Wednesday, August 3, 2011

The Importance Of Voting Part 1: Legislative Representatives

Why vote for more than just a Presidential candidate?

     The race for The White House brings out quite a few extra voters. This is evident when comparing midterm election numbers to Presidential election numbers. It’s not completely illogical. We, as Americans, see the President as a very important individual. We want someone who internally and externally will represent us. Who will believe the same things we do. We understand the importance of the President on the view of the United States by other nations. This is why my father doesn’t like Jimmy Carter. He always says, “Jimmy is a great southern gentleman, but he was too weak to be president.”
     It is because of the importance of the image of the President that we kind of bow our heads in shame at the mention of Watergate or Monica Lewinsky. So, don’t get me wrong, I understand that it is very important to vote for the President. In fact, I believe every citizen who has the great privilege of being able to vote for the President should in fact do so, in a well informed and educated manner. But, we are a representative democracy and as such, we need to understand the importance of every position that we have the great privilege to vote for. In every election, midterm or Presidential, we have the privilege of voting for our three most important representatives: our state house and state senate legislators and our U.S. Representative. This means that every two years, you have the opportunity to influence the way that laws will be made for the next two years.
     In a perfect world, a representative would vote with absolutely no bias and simply vote with the majority of the population in which they represent. But this is far from a perfect world, and representatives vote with their emotions, their bibles and their own world views, not necessarily the world views, bibles or emotions of the people they were elected to represent. So, just as it is most important to vote for a presidential candidate whom you feel is like minded, it is most beneficial to make an educated vote for state and federal representatives that you find like minded. This will be an immediate pay off when it comes to the way they vote, but it will also mean that when you write, email, call or send a petition to your representative, they will be more receptive to it.
     As citizens of The United States of America, we are given the great privilege of the ballot, and many refuse to use or acknowledge that privilege.
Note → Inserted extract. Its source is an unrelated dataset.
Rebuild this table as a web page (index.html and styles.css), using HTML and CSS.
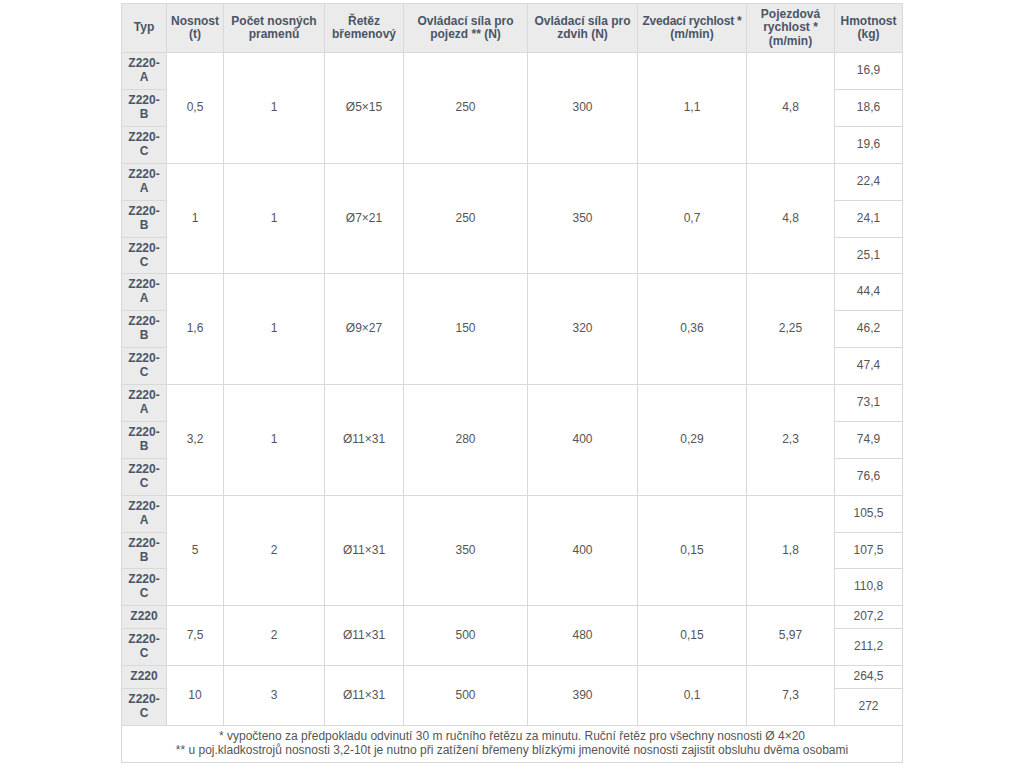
FILE: index.html
```html
<!DOCTYPE html>
<html lang="cs">
<head>
<meta charset="utf-8">
<title>Z220</title>
<link rel="stylesheet" href="styles.css">
</head>
<body>
<table class="spec">
<colgroup>
<col class="c1"><col class="c2"><col class="c3"><col class="c4"><col class="c5"><col class="c6"><col class="c7"><col class="c8"><col class="c9">
</colgroup>
<thead>
<tr>
<th>Typ</th>
<th>Nosnost (t)</th>
<th>Počet nosných pramenů</th>
<th>Řetěz břemenový</th>
<th>Ovládací síla pro pojezd ** (N)</th>
<th>Ovládací síla pro zdvih (N)</th>
<th><span class="nw">Zvedací rychlost&nbsp;*</span> (m/min)</th>
<th>Pojezdová rychlost * (m/min)</th>
<th>Hmotnost (kg)</th>
</tr>
</thead>
<tbody>
<tr><th class="typ">Z220-A</th><td rowspan="3">0,5</td><td rowspan="3">1</td><td rowspan="3">Ø5×15</td><td rowspan="3">250</td><td rowspan="3">300</td><td rowspan="3">1,1</td><td rowspan="3">4,8</td><td>16,9</td></tr>
<tr><th class="typ">Z220-B</th><td>18,6</td></tr>
<tr><th class="typ">Z220-C</th><td>19,6</td></tr>

<tr><th class="typ">Z220-A</th><td rowspan="3">1</td><td rowspan="3">1</td><td rowspan="3">Ø7×21</td><td rowspan="3">250</td><td rowspan="3">350</td><td rowspan="3">0,7</td><td rowspan="3">4,8</td><td>22,4</td></tr>
<tr><th class="typ">Z220-B</th><td>24,1</td></tr>
<tr><th class="typ">Z220-C</th><td>25,1</td></tr>

<tr><th class="typ">Z220-A</th><td rowspan="3">1,6</td><td rowspan="3">1</td><td rowspan="3">Ø9×27</td><td rowspan="3">150</td><td rowspan="3">320</td><td rowspan="3">0,36</td><td rowspan="3">2,25</td><td>44,4</td></tr>
<tr><th class="typ">Z220-B</th><td>46,2</td></tr>
<tr><th class="typ">Z220-C</th><td>47,4</td></tr>

<tr><th class="typ">Z220-A</th><td rowspan="3">3,2</td><td rowspan="3">1</td><td rowspan="3">Ø11×31</td><td rowspan="3">280</td><td rowspan="3">400</td><td rowspan="3">0,29</td><td rowspan="3">2,3</td><td>73,1</td></tr>
<tr><th class="typ">Z220-B</th><td>74,9</td></tr>
<tr><th class="typ">Z220-C</th><td>76,6</td></tr>

<tr><th class="typ">Z220-A</th><td rowspan="3">5</td><td rowspan="3">2</td><td rowspan="3">Ø11×31</td><td rowspan="3">350</td><td rowspan="3">400</td><td rowspan="3">0,15</td><td rowspan="3">1,8</td><td>105,5</td></tr>
<tr><th class="typ">Z220-B</th><td>107,5</td></tr>
<tr><th class="typ">Z220-C</th><td>110,8</td></tr>

<tr><th class="typ">Z220</th><td rowspan="2">7,5</td><td rowspan="2">2</td><td rowspan="2">Ø11×31</td><td rowspan="2">500</td><td rowspan="2">480</td><td rowspan="2">0,15</td><td rowspan="2">5,97</td><td>207,2</td></tr>
<tr><th class="typ">Z220-C</th><td>211,2</td></tr>

<tr><th class="typ">Z220</th><td rowspan="2">10</td><td rowspan="2">3</td><td rowspan="2">Ø11×31</td><td rowspan="2">500</td><td rowspan="2">390</td><td rowspan="2">0,1</td><td rowspan="2">7,3</td><td>264,5</td></tr>
<tr><th class="typ">Z220-C</th><td>272</td></tr>

<tr><td colspan="9" class="note">* vypočteno za předpokladu odvinutí 30 m ručního řetězu za minutu. Ruční řetěz pro všechny nosnosti Ø 4×20<br>** u poj.kladkostrojů nosnosti 3,2-10t je nutno při zatížení břemeny blízkými jmenovité nosnosti zajistit obsluhu dvěma osobami</td></tr>
</tbody>
</table>
</body>
</html>
```

FILE: styles.css
```css
html, body {
  margin: 0;
  padding: 0;
  background: #ffffff;
}

body {
  font-family: "Liberation Sans", Arial, sans-serif;
  font-size: 12px;
  color: #555555;
}

.spec {
  border-collapse: collapse;
  table-layout: fixed;
  width: 781px;
  margin: 3px 0 0 121px;
}

.c1 { width: 45px; }
.c2 { width: 57px; }
.c3 { width: 101px; }
.c4 { width: 79px; }
.c5 { width: 124px; }
.c6 { width: 110px; }
.c7 { width: 109px; }
.c8 { width: 88px; }
.c9 { width: 68px; }

.spec th,
.spec td {
  border: 1px solid #d9d9d9;
  padding: 4px;
  text-align: center;
  vertical-align: middle;
  line-height: 13.93px;
}

.spec thead th {
  background: #ebebeb;
  color: #4a5566;
  font-weight: bold;
  line-height: 13.4px;
}

.nw {
  white-space: nowrap;
  letter-spacing: -0.2px;
}

.spec th.typ {
  background: #ebebeb;
  color: #4a5566;
  font-weight: bold;
}

.spec td {
  color: #555555;
  font-weight: normal;
}

.spec td.note {
  color: #555555;
  padding: 4px;
}
```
If you can look in the mirror at yourself and honestly say to yourself that there isn’t a thing you’d change about your neighborhood, community, city, county, district(s), state, region, country or world, then by all means, turn a blind eye to electoral politics, but, if you, like me and so many other people on this planet, would like to see things change, then please take advantage of the tools given to you, for if you do not, then the situation in which we live in, in which future generations will be forced to live in, will just continue to deteriorate.

Thank you to my cousin for inspiring this article.
With Great Hope,
Alexander Fisher

"Those that dream by night, in the dusty recesses of their mind, wake in the day to find that all was vanity, but the dreamers of the day, are dangerous men, for they may act out their dreams and make them real."